MK Eldad: Abdullah Needs to Watch His Head

Instead of worrying about Israeli 'intransigence,' says MK Aryeh Eldad, King Abdullah should be worrying about his seat - and his head

David Lev ,

MK Eldad
MK Eldad

In an interview with the Wall Street Journal Tuesday, Jordan's King Abdullah II had some harsh things to say about the way Prime Minister Binyamin Netanyahu was managing Israel's foreign policy. But perhaps, says MK Aryeh Eldad (National Union), Abdullah would be better off minding his own business – and worrying about his own problems.

“Abdullah is apparently the only Arab in the Middle East who doesn't know that Jordan is next in line for the 'Arab Spring' treatment, as occurred in Tunisia, Egypt, Libya, and Syria,”  MK Eldad said Tuesday afternoon.

“Instead of advising Israel, it would behoove him to realize that Jordan is the Palestinian state,” and to prepare for the uprising of the “Arab street” accordingly.

In the interview, Abdullah said that Israel was “sticking its head in the sand” and refusing to make any concessions to the Palestinian Authority. While he has been at times “encouraged” by statements Netanyahu has made, the Prime Minister never follows through on his promises, causing much frustration to Arabs.

“The vision [Netanyahu] has for the region has been reassuring. Having said that everything we see on the ground has been completely the opposite and as a result I think we're all disappointed and I think my best way to describe my view toward Israel is my increasing frustration.”

“I know that there are Israeli that are saying you know that the Arab Spring is a good thing for them and I don't think that is necessary the case as we've seen by recent examples” Abdullah added. “Israel has got to decide whether it continues to want to be a fortress mentality or whether they want to treat us as equals and be part of the neighborhood.”

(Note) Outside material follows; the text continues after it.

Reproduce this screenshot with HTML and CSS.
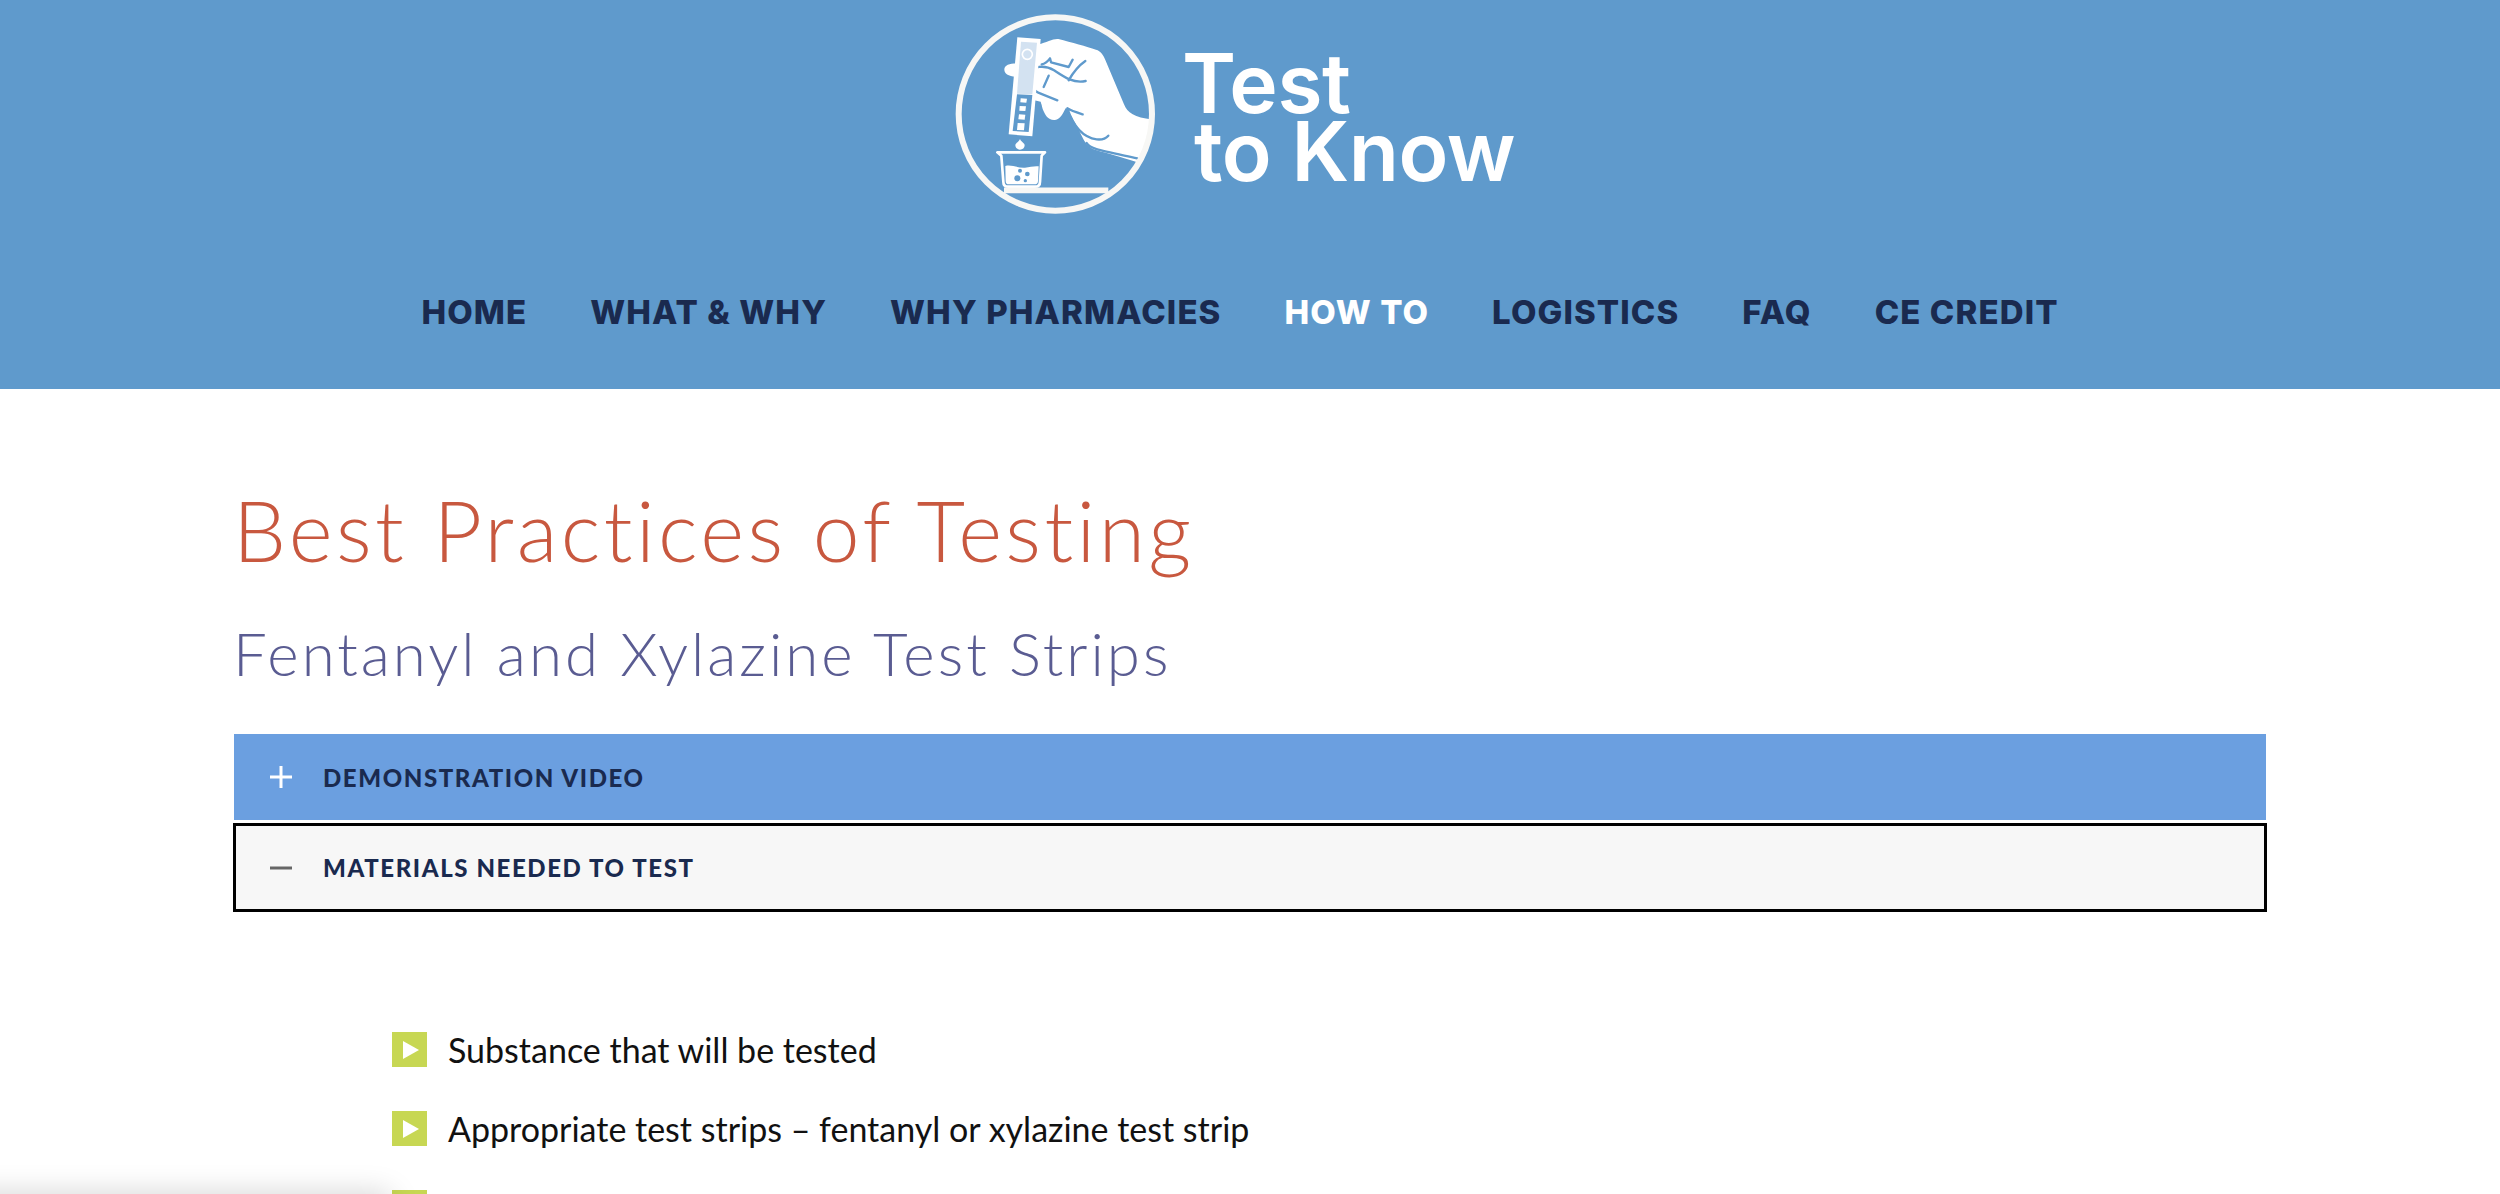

But instead of worrying about Israel, said MK Eldad, Abdullah should be worrying about his own position. Protests have been growing in Jordan in recent months, he said, and it is just a matter of time before the scenarios that faced Hosni Mubarak and Bashar al-Assad come to Jordan.

“If I were him,” added Eldad, “I would begin loading up my private plane with all the gold I could get my hands on and escape while I still could.”